Getting rich overnight, and then what?
In an Asian society where "all professions are inferior, only reading is noble," I relied on a bit of cleverness to thrive in this unchanging Prussian education system, managing to navigate it quite well.
Looking back on my growth journey:
Work hard in middle school, get into a good high school, and then it gets easier;
Work hard in high school, get into a good university, and then it gets easier;
Work hard in university, find a good job, and then it gets easier.
Chasing after a saying: "Then it gets easier." Although I was deceived by my elders three times, the overall path didn’t seem wrong.
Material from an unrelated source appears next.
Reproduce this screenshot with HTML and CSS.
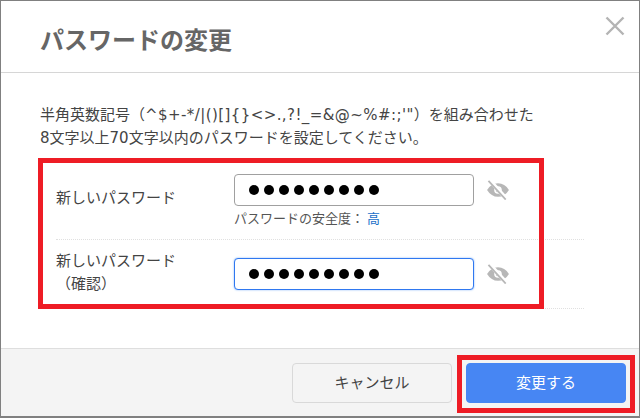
FILE: index.html
```html
<!DOCTYPE html>
<html lang="ja">
<head>
<meta charset="utf-8">
<title>パスワードの変更</title>
<link rel="stylesheet" href="styles.css">
</head>
<body>
<div class="dialog">
  <header class="head">
    <h1 class="title">パスワードの変更</h1>
    <svg class="close" width="20" height="20" viewBox="0 0 20 20"><path d="M1.5 1.5 18.5 18.5M18.5 1.5 1.5 18.5" fill="none" stroke="#b4b4b4" stroke-width="2.4"/></svg>
  </header>
  <main class="body">
    <p class="intro">半角英数記号（<span class="symbols">^$+-*/|()[]{}&lt;&gt;.,?!_=&amp;@~%#:;'"</span>）を組み合わせた<br>8文字以上70文字以内のパスワードを設定してください。</p>
    <div class="form">
      <div class="row row-first">
        <div class="label label-first">新しいパスワード</div>
        <div class="field">
          <div class="input"><span class="dot"></span><span class="dot"></span><span class="dot"></span><span class="dot"></span><span class="dot"></span><span class="dot"></span><span class="dot"></span><span class="dot"></span><span class="dot"></span></div>
          <div class="hint">パスワードの安全度：<span class="level">高</span></div>
        </div>
        <svg class="eye" width="24" height="20" viewBox="0 0 26 22"><path d="M1 11C4 6 8 3.500 13 3.500S22 6 25 11C22 16 18 18.500 13 18.500S4 16 1 11Z" fill="#b7b7b7"/><circle cx="13" cy="11" r="4.200" fill="#fff"/><circle cx="13" cy="11" r="2.400" fill="#b7b7b7"/><path d="M3.500 0 22.500 21" stroke="#fff" stroke-width="4.500"/><path d="M2.500 1 21.500 21.500" stroke="#b7b7b7" stroke-width="2"/></svg>
      </div>
      <div class="row row-second">
        <div class="label">新しいパスワード<br>（確認）</div>
        <div class="field field-second">
          <div class="input input-focus"><span class="dot"></span><span class="dot"></span><span class="dot"></span><span class="dot"></span><span class="dot"></span><span class="dot"></span><span class="dot"></span><span class="dot"></span><span class="dot"></span></div>
        </div>
        <svg class="eye eye-second" width="24" height="20" viewBox="0 0 26 22"><path d="M1 11C4 6 8 3.500 13 3.500S22 6 25 11C22 16 18 18.500 13 18.500S4 16 1 11Z" fill="#b7b7b7"/><circle cx="13" cy="11" r="4.200" fill="#fff"/><circle cx="13" cy="11" r="2.400" fill="#b7b7b7"/><path d="M3.500 0 22.500 21" stroke="#fff" stroke-width="4.500"/><path d="M2.500 1 21.500 21.500" stroke="#b7b7b7" stroke-width="2"/></svg>
      </div>
    </div>
  </main>
  <footer class="foot">
    <button class="btn btn-cancel">キャンセル</button>
    <button class="btn btn-primary">変更する</button>
  </footer>
  <div class="mark mark-form"></div>
  <div class="mark mark-button"></div>
</div>
</body>
</html>
```

FILE: styles.css
```css
* { box-sizing: border-box; }
html, body { margin: 0; padding: 0; }
body { width: 640px; height: 418px; overflow: hidden; background: #fff; }
.dialog {
  position: relative;
  width: 640px;
  height: 418px;
  display: flex;
  flex-direction: column;
  border: 1px solid #808080;
  border-width: 1px 1px 2px 1px;
  font-family: "DejaVu Sans", "Noto Sans CJK JP", sans-serif;
  color: #444;
  background: #fff;
}
.head {
  height: 72px;
  flex: none;
  display: flex;
  justify-content: space-between;
  align-items: flex-start;
  padding: 15px 14px 0 39px;
  border-bottom: 1px solid #d6d6d6;
}
.title { margin: 9px 0 0; font-size: 24px; line-height: 32px; font-weight: 700; color: #666; }
.close { flex: none; }
.body { flex: 1; padding: 31px 55px 0 39px; }
.intro { margin: 0 0 9px; font-size: 15px; line-height: 23px; color: #444; white-space: nowrap; }
.symbols { letter-spacing: 0.42px; }
.form { display: flex; flex-direction: column; margin-left: -1px; }
.row {
  display: flex;
  align-items: flex-start;
  margin-left: 17px;
  border-bottom: 1px dotted #e0e0e0;
}
.row-first { height: 81px; padding-top: 15px; }
.row-second { height: 69px; padding-top: 10px; }
.label { width: 178px; flex: none; font-size: 15px; line-height: 23px; color: #444; }
.label-first { padding-top: 13px; }
.field { width: 240px; flex: none; }
.field-second { margin-top: 8px; }
.input {
  height: 32px;
  display: flex;
  align-items: center;
  gap: 5px;
  padding-left: 14px;
  background: #fff;
  border: 1px solid #a0a0a0;
  border-radius: 4px;
}
.input-focus { border-color: #2f78f0; box-shadow: 0 0 2px #7fb0f8; }
.dot { width: 10px; height: 10px; border-radius: 50%; background: #000; }
.hint { margin-top: 3px; font-size: 13px; line-height: 20px; color: #555; }
.level { color: #1a6fc9; margin-left: 3px; }
.eye { flex: none; margin: 6px 0 0 12px; }
.eye-second { margin-top: 14px; }
.foot {
  height: 68px;
  flex: none;
  display: flex;
  justify-content: flex-end;
  gap: 14px;
  padding: 14px 13px 0 0;
  background: #f4f4f4;
  border-top: 1px solid #dedede;
}
.btn {
  width: 160px;
  height: 40px;
  font: 15px/1 "DejaVu Sans", "Noto Sans CJK JP", sans-serif;
  border-radius: 4px;
  padding: 0;
}
.btn-cancel { background: #f4f4f4; border: 1px solid #d9d9d9; color: #444; }
.btn-primary { background: #4786f3; border: 1px solid #4786f3; color: #fff; }
.mark { position: absolute; border: 5px solid #ee1c25; pointer-events: none; }
.mark-form { left: 37px; top: 157px; width: 506px; height: 151px; }
.mark-button { left: 456px; top: 354px; width: 178px; height: 58px; }
```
After finding a good job, I rode the wave of the industry and finally welcomed that so-called "ease": financial freedom, early retirement, becoming the envy of others who see me as a winner who got rich overnight.
Getting rich overnight, and then what?
After retirement, like most people, I enjoyed true freedom.
No need to worry about money, waking up whenever I wanted, leisurely going to Xinyi District at noon to see busy high-end workers and feel their hustle.
More importantly, the release of dopamine became the highlight of my retirement life.
Live for the moment! Life is about pursuing happiness and the ultimate pleasure! This became my goal in retirement.
To achieve this, I was almost always making myself happy: moving to a better location, enjoying fine dining, mindlessly taking Uber, making friends generously, buying plane tickets like taking a bus, browsing tickets for flights departing in two hours.
Later, I found all this too troublesome, so I simply stayed at home, enjoying the instant dopamine brought by the online world: listening to music, watching Netflix, scrolling through YouTube, ordering UberEats when hungry, and sleeping when tired.
The feeling of freedom made me lose track of time; the rising and setting of the sun felt meaningless to me, after all, the world behind the curtains was the same.
At that time, I thought that although I couldn't control the world, I had reached the ultimate pleasure in my controllable world, doing whatever I wanted, and I could continue living my dream life in the future.
Mencius said: "Born in worry and die in comfort."
As time went on, these instant pleasures and the temporary dopamine rush taught me a painful lesson — diminishing marginal utility.
As retirement stretched on, the sense of happiness gradually decreased, and emptiness and loneliness quietly seeped into my mind.
I didn’t confront these feelings; instead, I kept seeking stronger dopamine stimulation, trying to fill the void within.
When I finally realized it, I had become like a walking corpse, squeezing out cheap dopamine to cover up my negative emotions.
At that moment, I was living in my imagined perfect retirement, yet I was like a person pretending to be asleep, unable to be awakened no matter how much I called.
My self-loathing grew day by day, and the source of my original happiness ultimately became just a way to escape problems.
But sadly, I had already fallen into this vicious cycle, continuously numbing myself with fleeting dopamine, falling into the protective mechanism of the primitive human brain.
Until my unstable emotions began to affect my family, friends, and work partners, I was filled with a victim mentality, believing that all the mistakes were not mine.
This mindset ruined my health, relationships, investments, and company operations, yet I still refused to take responsibility.
Facing myself, starting anew
Looking back, I had always been an optimistic and grateful person, yet after achieving my life goals, I became the very kind of person I had once warned myself never to become.
This was hard for me to accept, prompting deep reflection: where did things go wrong?
But at that time, I was like a turtle retracting into its shell, my self-esteem inflated, and I would retreat into a safe fortress at the slightest setback, continuing to pump out that forced dopamine.
Additionally, having been used to solving problems on my own since childhood, I was not good at asking others for help. So, during the latter half of my retirement, my mental world was in constant internal conflict, feeling like life was so difficult.
Perhaps after watching some motivational video, I would excitedly try something, thinking I had grasped a lifeline. But little did I know, encountering the next difficulty would bring me back to square one.
It felt as if my mind had been programmed; any sign of improvement would be met with a setback, cycling through this for months, and most of the time, I didn’t understand why I had to get out of bed.
But I didn’t give up.
I seized every starting point of the cycle, accumulated experiences, and quietly embarked on a path of self-redemption through self-discovery and mindset reshaping.